Posted on Aug 30, 2007

Like recent, new-home buyers, investors are feeling the financial pinch of a dormant housing market.

Suit Says Some Rooms Were Dilapidated

Twenty condominium buyers in a Florida Keys hotel claim the builder, Cay Clubs Resorts & Marinas of Clearwater, Fla. deceived them into believing their properties would appreciate after comprehensive renovations to a “world-class resort.” What buyers in the Sombrero Cay Club Project received, according to the suit, were dilapidated rooms with a new coat of paint.

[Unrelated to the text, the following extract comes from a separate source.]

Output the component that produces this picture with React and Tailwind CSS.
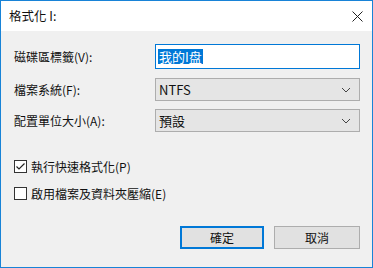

'The plaintiffs were assured,' the suit says, 'prices would increase dramatically as [buyers] were contracting at a bargain price.' But one pair of buyers said a vacation rental firm declared their unit ``unrentable.'

Appraisers Accused of Inflating Prices

More importantly, the suit accuses appraisal companies working with Cay Clubs of inflated estimates of the units' value. This was done, the suit stated, by basing those calculations on Cheeca Lodge, an upscale resort 33 miles away.

Cay Clubs may face bankruptcy if it can't refinance $74 million in loans due this fall. It owes $10 million in late lease payments to buyers and has missed $1 million in loan payments this year, according to regulators. By promoting the Sombrero condominiums as profit-generating investments, the suit says, Cay Clubs violated state security laws. Security laws bar developers from selling real estate as if it gave buyers a stake in a cash-producing business. That makes condominium hotels – prime vacation spots - a target for this type of lawsuit in a deflated real estate market, according to Andrew Robins, a lawyer specializing in condominium hotels.

Plaintiff’s attorney Howard Behar said his clients want a judge to negate their sales contracts and refund money they've lost. The suit for unspecified damages lists 20 buyers in the Sombrero project who paid between $549,000 and $808,000 for units. Cay Clubs did agree to rent back the units for one year at 8 percent of the purchase price but buyers said payments were late. The plaintiffs 'did not intend to ever reside in the condominiums and only intended to sell their units' once the renovation finished, according to the suit.